Aim
Set down exactly the lines of the listing below, please, beginning with the first and ending with the line that holds "const Caret = ()".

══════════════════════════════

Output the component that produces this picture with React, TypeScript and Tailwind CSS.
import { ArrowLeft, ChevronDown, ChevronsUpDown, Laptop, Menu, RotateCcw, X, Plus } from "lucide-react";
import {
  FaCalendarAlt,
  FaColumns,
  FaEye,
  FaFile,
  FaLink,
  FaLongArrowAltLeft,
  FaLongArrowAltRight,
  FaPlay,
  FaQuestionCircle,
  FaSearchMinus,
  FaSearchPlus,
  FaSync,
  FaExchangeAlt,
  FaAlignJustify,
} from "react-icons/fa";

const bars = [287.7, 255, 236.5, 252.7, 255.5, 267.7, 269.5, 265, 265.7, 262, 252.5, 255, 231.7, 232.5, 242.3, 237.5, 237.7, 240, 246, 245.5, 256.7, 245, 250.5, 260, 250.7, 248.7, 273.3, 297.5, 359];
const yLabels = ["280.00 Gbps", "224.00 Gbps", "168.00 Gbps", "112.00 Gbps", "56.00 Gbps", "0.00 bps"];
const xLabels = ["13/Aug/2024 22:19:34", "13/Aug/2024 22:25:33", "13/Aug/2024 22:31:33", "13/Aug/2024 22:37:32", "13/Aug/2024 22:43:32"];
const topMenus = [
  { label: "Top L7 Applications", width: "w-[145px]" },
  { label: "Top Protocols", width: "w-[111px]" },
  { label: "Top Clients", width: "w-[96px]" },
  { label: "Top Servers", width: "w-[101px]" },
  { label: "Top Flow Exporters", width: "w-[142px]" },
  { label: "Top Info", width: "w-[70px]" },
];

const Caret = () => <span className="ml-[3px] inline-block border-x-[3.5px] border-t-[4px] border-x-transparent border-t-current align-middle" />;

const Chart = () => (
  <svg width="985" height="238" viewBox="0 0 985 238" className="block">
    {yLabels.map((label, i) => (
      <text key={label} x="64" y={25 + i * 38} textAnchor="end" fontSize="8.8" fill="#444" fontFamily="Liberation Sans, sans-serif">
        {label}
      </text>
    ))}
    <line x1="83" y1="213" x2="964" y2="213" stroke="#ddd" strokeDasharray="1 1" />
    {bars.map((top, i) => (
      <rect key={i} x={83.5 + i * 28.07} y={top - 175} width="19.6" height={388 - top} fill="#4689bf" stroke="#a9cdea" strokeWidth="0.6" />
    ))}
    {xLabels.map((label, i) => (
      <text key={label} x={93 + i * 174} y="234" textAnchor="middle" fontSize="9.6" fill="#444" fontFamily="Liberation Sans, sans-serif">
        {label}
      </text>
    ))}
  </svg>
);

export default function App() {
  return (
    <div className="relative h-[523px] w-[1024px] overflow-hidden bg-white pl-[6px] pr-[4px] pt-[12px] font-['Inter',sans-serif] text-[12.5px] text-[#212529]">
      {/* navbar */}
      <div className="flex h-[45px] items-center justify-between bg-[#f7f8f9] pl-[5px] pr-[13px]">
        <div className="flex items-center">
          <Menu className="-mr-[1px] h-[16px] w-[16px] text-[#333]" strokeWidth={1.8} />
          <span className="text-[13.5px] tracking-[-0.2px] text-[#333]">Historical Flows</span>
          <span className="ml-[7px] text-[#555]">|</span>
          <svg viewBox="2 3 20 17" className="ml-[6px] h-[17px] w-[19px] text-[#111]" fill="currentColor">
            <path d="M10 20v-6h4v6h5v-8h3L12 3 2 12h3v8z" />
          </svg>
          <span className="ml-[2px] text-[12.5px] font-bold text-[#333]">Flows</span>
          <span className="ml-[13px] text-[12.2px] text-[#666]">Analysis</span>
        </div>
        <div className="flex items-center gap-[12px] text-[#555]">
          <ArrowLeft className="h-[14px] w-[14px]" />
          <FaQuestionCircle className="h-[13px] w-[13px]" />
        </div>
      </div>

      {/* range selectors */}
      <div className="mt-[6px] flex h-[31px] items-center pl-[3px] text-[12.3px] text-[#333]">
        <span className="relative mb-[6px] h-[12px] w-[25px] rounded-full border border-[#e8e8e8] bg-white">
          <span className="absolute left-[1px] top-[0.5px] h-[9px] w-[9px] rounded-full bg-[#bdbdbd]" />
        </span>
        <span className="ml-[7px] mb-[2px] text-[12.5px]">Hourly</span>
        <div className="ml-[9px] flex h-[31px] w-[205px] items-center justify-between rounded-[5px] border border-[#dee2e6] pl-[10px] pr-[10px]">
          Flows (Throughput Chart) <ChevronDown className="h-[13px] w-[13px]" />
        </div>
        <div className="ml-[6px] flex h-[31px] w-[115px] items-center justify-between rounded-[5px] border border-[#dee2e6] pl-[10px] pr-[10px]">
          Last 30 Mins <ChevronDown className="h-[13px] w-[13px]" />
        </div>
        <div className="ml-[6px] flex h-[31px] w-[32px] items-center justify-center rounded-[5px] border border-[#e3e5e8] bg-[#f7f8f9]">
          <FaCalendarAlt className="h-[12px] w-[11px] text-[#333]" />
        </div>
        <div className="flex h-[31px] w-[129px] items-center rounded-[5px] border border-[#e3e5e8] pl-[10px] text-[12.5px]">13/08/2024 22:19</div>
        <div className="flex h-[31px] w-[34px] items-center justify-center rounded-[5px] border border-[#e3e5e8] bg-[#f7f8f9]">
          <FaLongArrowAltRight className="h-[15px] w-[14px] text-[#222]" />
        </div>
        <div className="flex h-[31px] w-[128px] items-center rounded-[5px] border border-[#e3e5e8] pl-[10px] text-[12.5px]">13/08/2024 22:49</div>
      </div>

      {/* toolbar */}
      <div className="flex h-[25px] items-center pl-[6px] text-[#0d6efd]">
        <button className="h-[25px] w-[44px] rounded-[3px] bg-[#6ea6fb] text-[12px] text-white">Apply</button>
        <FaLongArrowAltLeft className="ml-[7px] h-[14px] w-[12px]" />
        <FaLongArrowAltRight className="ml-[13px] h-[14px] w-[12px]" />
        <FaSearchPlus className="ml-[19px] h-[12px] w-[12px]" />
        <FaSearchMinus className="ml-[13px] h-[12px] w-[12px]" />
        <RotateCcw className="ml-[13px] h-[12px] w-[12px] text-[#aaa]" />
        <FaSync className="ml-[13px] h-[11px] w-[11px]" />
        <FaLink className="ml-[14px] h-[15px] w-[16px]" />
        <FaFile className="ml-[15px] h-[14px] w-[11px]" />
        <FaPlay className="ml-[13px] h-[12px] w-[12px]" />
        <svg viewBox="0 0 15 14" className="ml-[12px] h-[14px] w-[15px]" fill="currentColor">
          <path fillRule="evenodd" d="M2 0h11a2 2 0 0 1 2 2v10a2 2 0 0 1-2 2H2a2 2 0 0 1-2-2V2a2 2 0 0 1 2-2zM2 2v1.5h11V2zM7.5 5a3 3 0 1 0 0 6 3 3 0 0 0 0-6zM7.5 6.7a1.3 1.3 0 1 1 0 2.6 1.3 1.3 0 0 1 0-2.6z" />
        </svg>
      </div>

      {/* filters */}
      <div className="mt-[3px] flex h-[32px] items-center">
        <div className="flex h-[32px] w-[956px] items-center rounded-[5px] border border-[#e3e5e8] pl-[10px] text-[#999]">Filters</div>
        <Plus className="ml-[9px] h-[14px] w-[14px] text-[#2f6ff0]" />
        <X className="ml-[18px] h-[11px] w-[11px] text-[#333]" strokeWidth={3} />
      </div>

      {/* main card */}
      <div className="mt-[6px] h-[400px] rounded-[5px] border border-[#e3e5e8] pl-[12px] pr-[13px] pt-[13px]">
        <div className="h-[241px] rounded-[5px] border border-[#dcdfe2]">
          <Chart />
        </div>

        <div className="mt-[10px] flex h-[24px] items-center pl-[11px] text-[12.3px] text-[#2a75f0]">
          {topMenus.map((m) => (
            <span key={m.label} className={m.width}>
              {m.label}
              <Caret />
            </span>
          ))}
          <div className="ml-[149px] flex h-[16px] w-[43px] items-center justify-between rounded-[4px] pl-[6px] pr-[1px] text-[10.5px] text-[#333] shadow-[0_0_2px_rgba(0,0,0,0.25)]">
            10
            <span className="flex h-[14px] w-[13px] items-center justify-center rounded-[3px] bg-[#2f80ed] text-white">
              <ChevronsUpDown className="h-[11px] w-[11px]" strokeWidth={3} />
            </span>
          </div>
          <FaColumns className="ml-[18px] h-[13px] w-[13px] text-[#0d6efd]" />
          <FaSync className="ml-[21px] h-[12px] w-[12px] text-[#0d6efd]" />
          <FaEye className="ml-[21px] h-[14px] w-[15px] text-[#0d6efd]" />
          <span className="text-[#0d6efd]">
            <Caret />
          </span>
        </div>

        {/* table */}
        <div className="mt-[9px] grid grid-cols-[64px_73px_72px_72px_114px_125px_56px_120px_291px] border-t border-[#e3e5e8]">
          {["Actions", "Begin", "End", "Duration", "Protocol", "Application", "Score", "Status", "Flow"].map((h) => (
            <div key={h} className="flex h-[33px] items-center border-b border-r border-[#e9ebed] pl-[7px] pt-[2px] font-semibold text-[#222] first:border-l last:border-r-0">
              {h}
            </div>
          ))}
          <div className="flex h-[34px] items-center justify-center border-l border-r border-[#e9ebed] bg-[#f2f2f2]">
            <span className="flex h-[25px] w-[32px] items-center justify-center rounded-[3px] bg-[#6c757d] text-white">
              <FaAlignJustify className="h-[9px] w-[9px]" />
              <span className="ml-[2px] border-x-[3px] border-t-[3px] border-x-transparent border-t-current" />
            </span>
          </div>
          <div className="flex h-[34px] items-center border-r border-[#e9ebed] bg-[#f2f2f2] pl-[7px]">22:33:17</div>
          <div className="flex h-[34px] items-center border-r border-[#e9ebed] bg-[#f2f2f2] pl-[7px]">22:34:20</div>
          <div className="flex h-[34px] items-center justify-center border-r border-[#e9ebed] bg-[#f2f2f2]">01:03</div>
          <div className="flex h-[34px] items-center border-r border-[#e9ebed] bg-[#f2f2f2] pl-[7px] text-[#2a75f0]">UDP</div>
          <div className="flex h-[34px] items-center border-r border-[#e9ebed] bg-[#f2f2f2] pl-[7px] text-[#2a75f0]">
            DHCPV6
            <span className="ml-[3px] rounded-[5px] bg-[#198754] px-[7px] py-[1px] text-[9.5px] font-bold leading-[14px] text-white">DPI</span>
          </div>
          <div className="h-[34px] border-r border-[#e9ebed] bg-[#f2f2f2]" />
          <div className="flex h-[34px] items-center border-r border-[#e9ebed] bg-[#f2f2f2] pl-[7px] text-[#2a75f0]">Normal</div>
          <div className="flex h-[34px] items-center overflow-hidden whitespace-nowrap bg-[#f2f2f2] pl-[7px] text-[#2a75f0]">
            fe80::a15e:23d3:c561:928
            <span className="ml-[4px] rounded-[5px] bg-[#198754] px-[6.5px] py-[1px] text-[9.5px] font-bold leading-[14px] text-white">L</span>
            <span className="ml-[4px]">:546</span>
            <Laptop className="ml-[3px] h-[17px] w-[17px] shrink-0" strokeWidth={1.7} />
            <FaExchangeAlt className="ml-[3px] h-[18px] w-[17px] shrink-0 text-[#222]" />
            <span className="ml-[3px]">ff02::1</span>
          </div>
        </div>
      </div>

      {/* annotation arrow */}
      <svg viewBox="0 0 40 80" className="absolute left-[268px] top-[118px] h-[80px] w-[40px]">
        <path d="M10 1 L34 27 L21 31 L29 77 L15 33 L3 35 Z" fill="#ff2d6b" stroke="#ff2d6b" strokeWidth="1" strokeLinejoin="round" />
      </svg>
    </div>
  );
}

══════════════════════════════

Result of the task
Output the component that produces this picture with React, TypeScript and Tailwind CSS.
import { ArrowLeft, ChevronDown, ChevronsUpDown, Laptop, Menu, RotateCcw, X, Plus } from "lucide-react";
import {
  FaCalendarAlt,
  FaColumns,
  FaEye,
  FaFile,
  FaLink,
  FaLongArrowAltLeft,
  FaLongArrowAltRight,
  FaPlay,
  FaQuestionCircle,
  FaSearchMinus,
  FaSearchPlus,
  FaSync,
  FaExchangeAlt,
  FaAlignJustify,
} from "react-icons/fa";

const bars = [287.7, 255, 236.5, 252.7, 255.5, 267.7, 269.5, 265, 265.7, 262, 252.5, 255, 231.7, 232.5, 242.3, 237.5, 237.7, 240, 246, 245.5, 256.7, 245, 250.5, 260, 250.7, 248.7, 273.3, 297.5, 359];
const yLabels = ["280.00 Gbps", "224.00 Gbps", "168.00 Gbps", "112.00 Gbps", "56.00 Gbps", "0.00 bps"];
const xLabels = ["13/Aug/2024 22:19:34", "13/Aug/2024 22:25:33", "13/Aug/2024 22:31:33", "13/Aug/2024 22:37:32", "13/Aug/2024 22:43:32"];
const topMenus = [
  { label: "Top L7 Applications", width: "w-[145px]" },
  { label: "Top Protocols", width: "w-[111px]" },
  { label: "Top Clients", width: "w-[96px]" },
  { label: "Top Servers", width: "w-[101px]" },
  { label: "Top Flow Exporters", width: "w-[142px]" },
  { label: "Top Info", width: "w-[70px]" },
];

const Caret = () => <span className="ml-[3px] inline-block border-x-[3.5px] border-t-[4px] border-x-transparent border-t-current align-middle" />;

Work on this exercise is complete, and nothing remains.